5. The question, therefore, remains as to whether permission to amend the application granted to the defdt. is valid or not. Admittedly on the date of the order i.e. 19-10-1976 a fresh application to appear and defend the suit had become barred by time and on 19-10-1976 a right had accrued to the plaintiff to obtain a decree under Order 37, Rule 2(2) of the Code of Civil Procedure as there was no application made by the defendant to appear and defend the suit as was required to be made under law. The amendment granted to the defendant has, therefore, deprived the plaintiff of his right which had vested in him, the right being that he was entitled to obtain a decree as the defendant had failed to seek the permission of the court to appear and defend the suit within the specified time. We are fortified in our view by an authority of the Supreme Court viz : L. J. Leach & Co. Ltd. v. Jardine Skinner & Co., AIR 1957 SC 357. It is observed by the Supreme Court that the Courts would as a rule decline to allow amendment if a fresh suit on the amended claim would be barred by limitation on the date of the application. Order 37, Rule 2(2), C.P.C. definitely entitles the plaintiff to obtain a decree because in the absence of any application on behalf of the defendant for leave to appear and defend the suit, the allegations made in the plaint are to be deemed to be admitted. There was no proper application filed within the period of limitation and that proposition is not disputed by the learned single Judge also. But by allowing amendment in the application the effect would be that a vested right which had accrued to the plaintiff was taken away and the plaintiff was deprived of the benefit which had accrued to him under Order 37, Rule 2(2), C.P.C.
6. We are in respectful agreement with the authority of this Court reported in AIR 1966 J & K 138 (supra) as the principle for obtaining leave to appear and defend the suit brought under Order 37, C.P.C. is concerned. The rigour of Order 37, Rule 2(2) is punctually to be observed. The application once made for this purpose is to be construed on its merits. If application for obtaining leave to appear and defend in the suit is not governed by the provisions of Order 37 the same can be amended within the period of limitation but after the expiry of limitation its amendment cannot be permitted because after the expiry of limitation, if no leave is sought to appear and defend the suit, plaintiffs claim set up in the plaint will be deemed to be admitted and he will be entitled to get a decree.

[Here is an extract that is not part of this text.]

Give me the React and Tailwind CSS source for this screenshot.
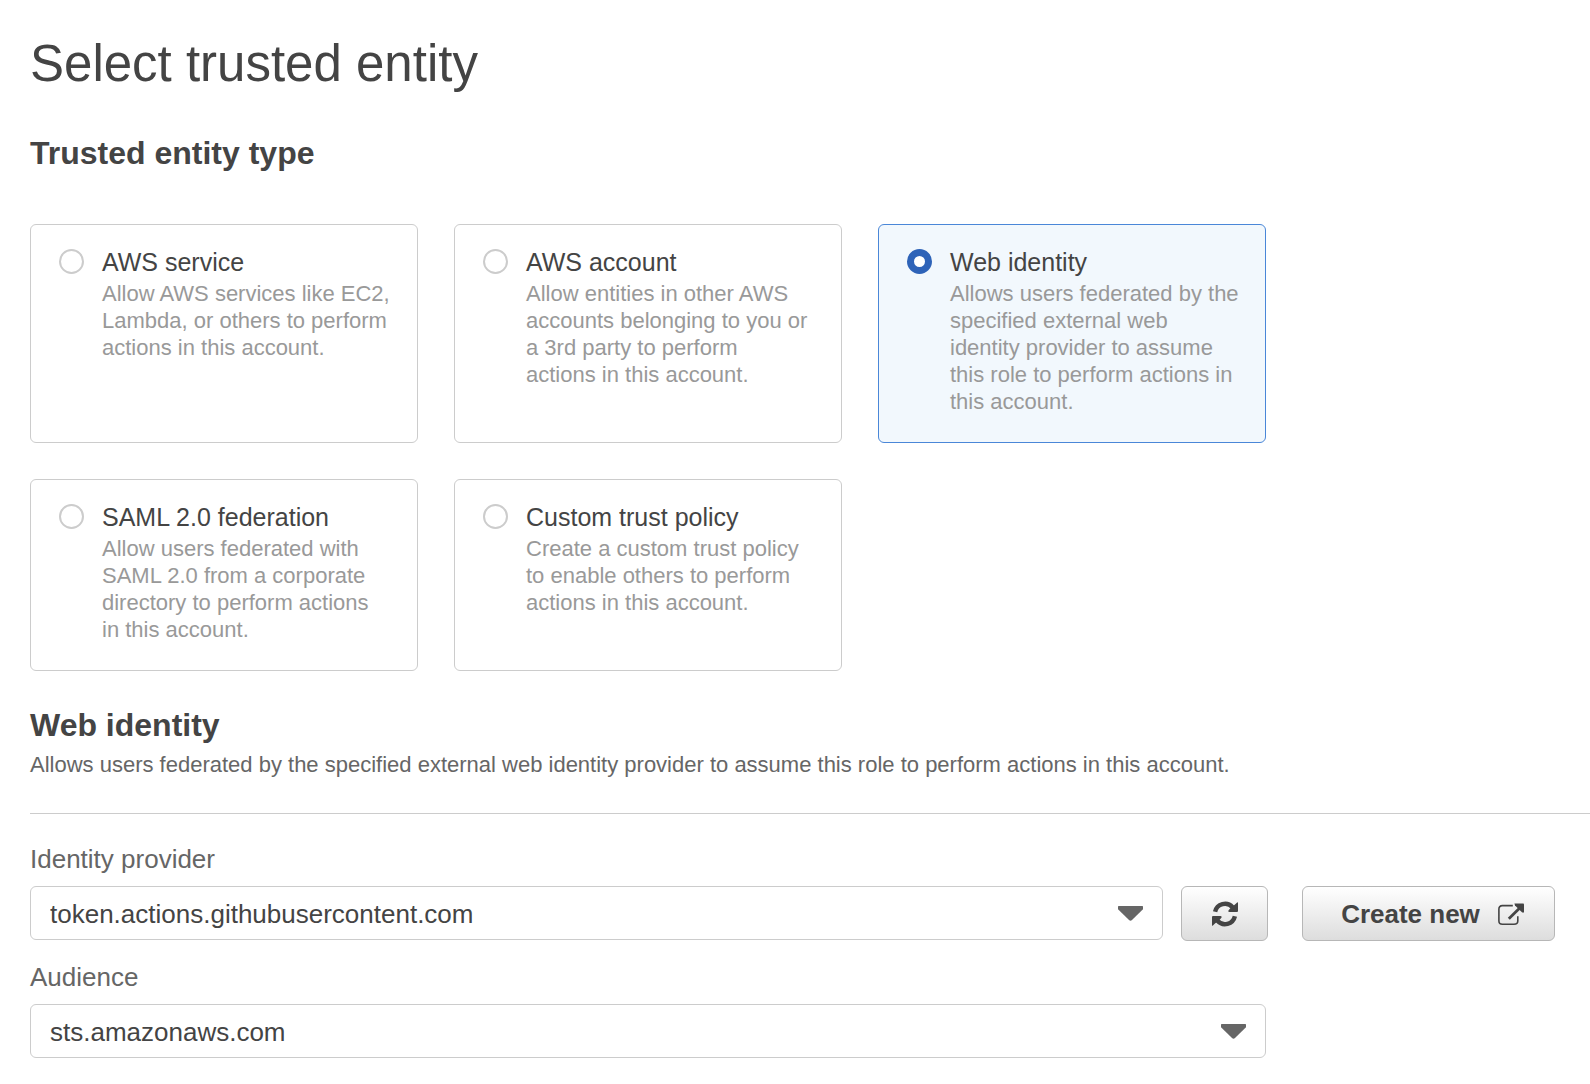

On the date of the order allowing amendment, fresh application was barred in the instant case and if an application is made beyond time then sufficient cause is to be shown for the delay and condonation of delay is to be obtained. Therefore the provisions of Section 5 of the Limitation Act are made applicable to such applications which are required to be filed under Order 37, Rule 3(1) of the Code of Civil Procedure. In the present case if the order of amendment could be assumed to be correct also, then it was the duty of the defendant to seek condonation of delay in filing the application in accordance with law after the period of limitation. That was also not been done. Therefore, the amendment effected by the defendant in his application by inserting the word 'appear' also cannot be permitted to be made as the same was made beyond the period of limitation prescribed for the purpose and without seeking condonation of delay. Therefore, the order dated 19-10-1976 passed by the learned single Judge cannot be upheld.
7. Allowing this appeal we set aside the order dated 19-10-1976 passed by the learned single Judge and hold that the defendant had failed to obtain leave to appear and defend the suit within the period of limitation as required under law. The effect of this order is to be considered by the learned Judge who is seized of the matter on original side. The Civil original suit shall be placed before the learned Judge for further proceedings in accordance with law. No order as to costs.